Virtual presentation / top 25% paper
Scale-invariant Bayesian Neural Networks with Connectivity Tangent Kernel
SungYub Kim · Sihwan Park · Kyungsu Kim · Eunho Yang
Keywords: [ Deep Learning and representational learning ]
Studying the loss landscapes of neural networks is critical to identifying generalizations and avoiding overconfident predictions. Flatness, which measures the perturbation resilience of pre-trained parameters for loss values, is widely acknowledged as an essential predictor of generalization. While the concept of flatness has been formalized as a PAC-Bayes bound, it has been observed that the generalization bounds can vary arbitrarily depending on the scale of the model parameters. Despite previous attempts to address this issue, generalization bounds remain vulnerable to function-preserving scaling transformations or are limited to impractical network structures.
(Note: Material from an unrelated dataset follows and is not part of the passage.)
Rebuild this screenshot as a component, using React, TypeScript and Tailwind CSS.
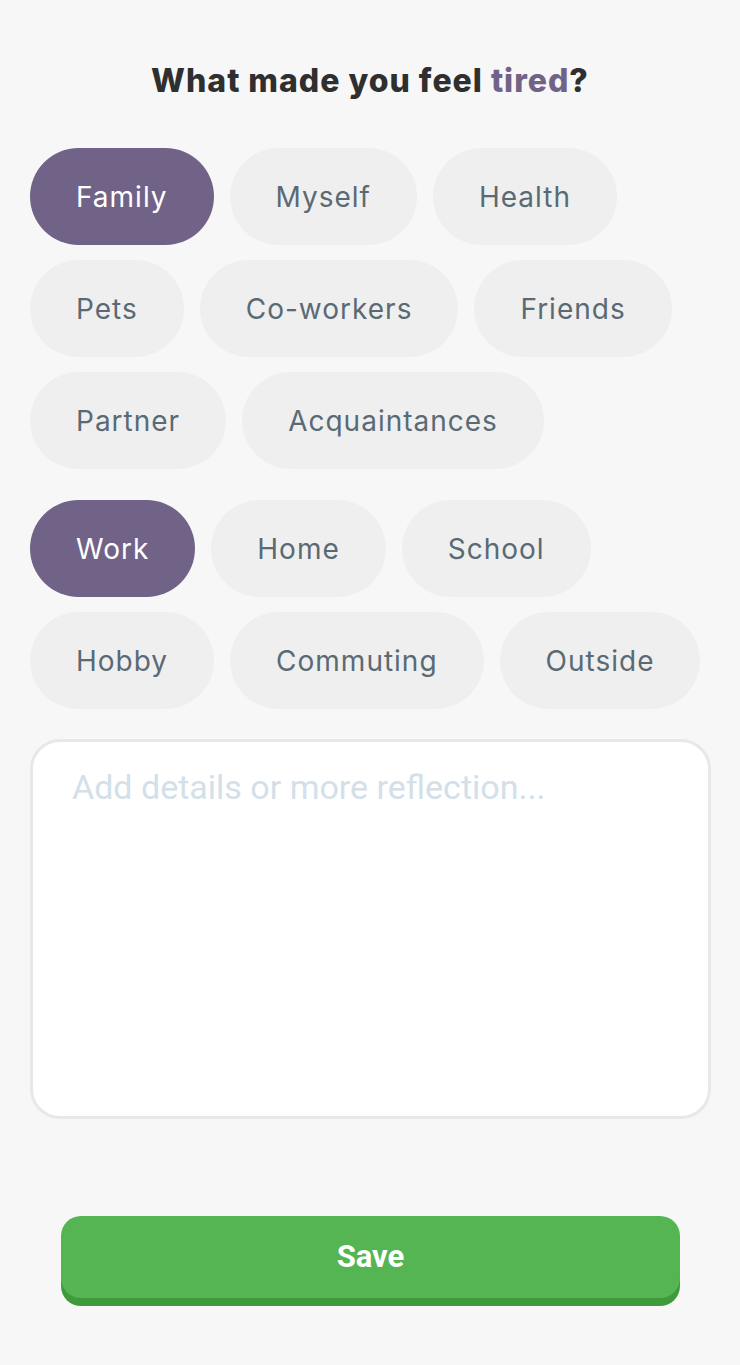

In this paper, we introduce new PAC-Bayes prior and posterior distributions invariant to scaling transformations, achieved through the \textit{decomposition of perturbations into scale and connectivity components}. In this way, this approach expands the range of networks to which the resulting generalization bound can be applied, including those with practical transformations such as weight decay with batch normalization. Moreover, we demonstrate that scale-dependency issues of flatness can adversely affect the uncertainty calibration of Laplace approximation, and we propose a solution using our invariant posterior. Our proposed invariant posterior allows for effective measurement of flatness and calibration with low complexity while remaining invariant to practical parameter transformations, also applying it as a reliable predictor of neural network generalization.